A heart attack (myocardial infarction) that causes this tombstoning involves the section between the S and T waves rising — something we call it ST elevation (or STEMI in medical jargon).

If the blockage is in one of the arteries round the side or back of the heart, it might not give this appearance (making it an NSTEMI) but, either way, the ability to confirm what is going on with this relatively simple test is extremely important. Having an ECG really is simple. It doesn’t hurt and it can be done in a few minutes. You no longer have to dip your hands and feet in buckets of saline.

Having one involves having some stickers applied to your arms and legs and then some on your chest as well.

A lead is connected to each sticker and the reading is taken while you lie still.

The extra leads on the chest are a newer feature developed over the last century and givimg rise to something known as a “12-lead” ECG. This means that, rather than just the one angle, 12 different angles of current can be analysed.

These produce lines of ECG that look quite different from each other but they give much more of a cross-sectional element to the analysis of the heart.

An experienced cardiologist can look at a 12-lead ECG and glean all sorts of information — whether parts of the heart are abnormally large, whether there are abnormal pathways the current is diverting down, whether the heart is angled differently from normal… the list goes on.

The 12-lead ECG is the most commonly used test for the heart with more than 300 million performed globally each year.

Because sometimes arrhythmias are not always present but come and go randomly, a portable ECG was invented in the Sixties that one wears over 24 hours while carrying it around in order to catch them when they occur.

The first one weighed around 80kg which, I suspect, was enough to give someone palpitations on its own.

Thankfully, these Holter monitors (named after their inventor), are much more practical now.

Cardiologists also have the option of putting someone on a treadmill and monitoring their heart via an ECG to see how they respond to stress — this is known as an exercise ECG, or stress test.

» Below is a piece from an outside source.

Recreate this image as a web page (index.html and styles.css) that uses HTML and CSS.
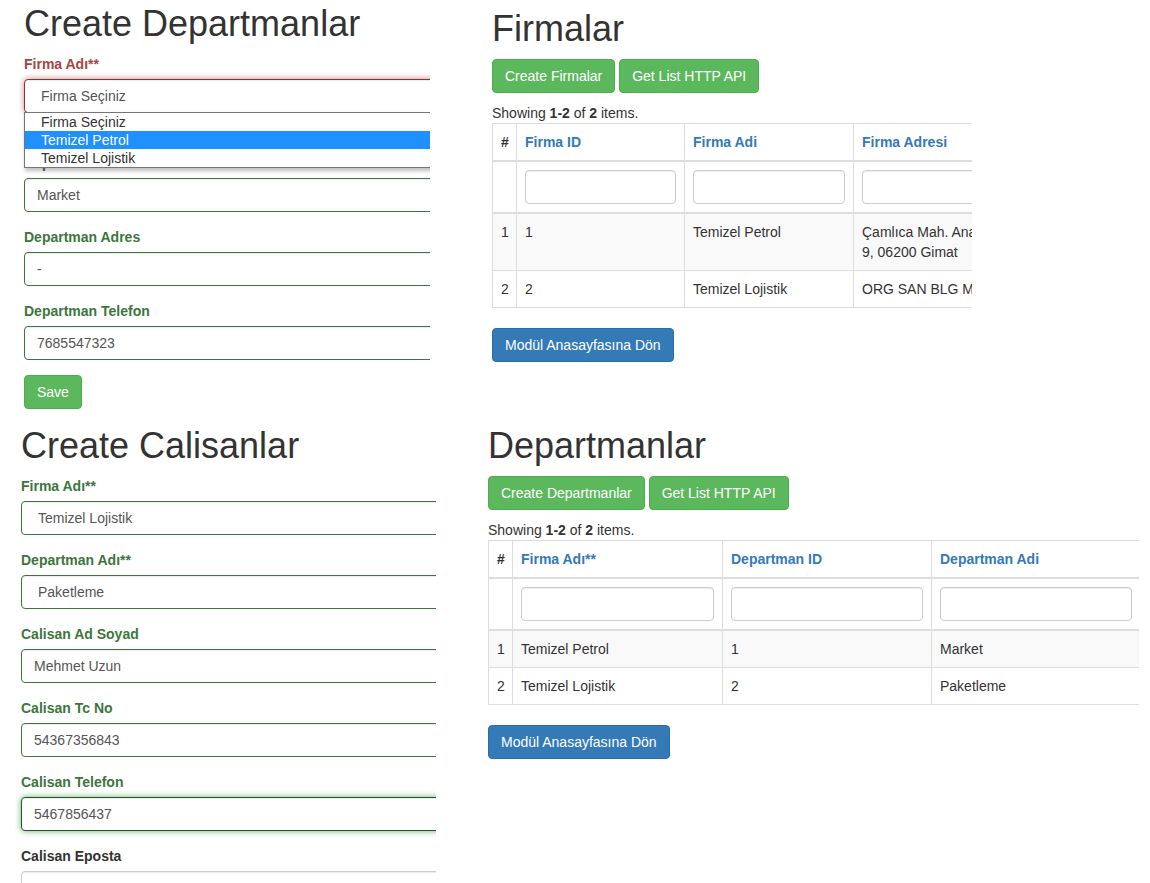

Very useful.

Such is the endless drive of technology, even our watches can provide us with a rudimentary ECG these days.

While these watches can only give us the equivalent of one lead, they can still be useful in measuring the regularity of a pulse so something like AF can be picked up.

There are also various small devices that can be linked to mobile phones to give a quick ECG in order to capture what’s going on when a particular symptom occurs.

ECGs then are a vital part of our diagnostic arsenal.

Simple, harmless and packed with information, the ECG lifts the veil on how we see the heart and how it affects our health.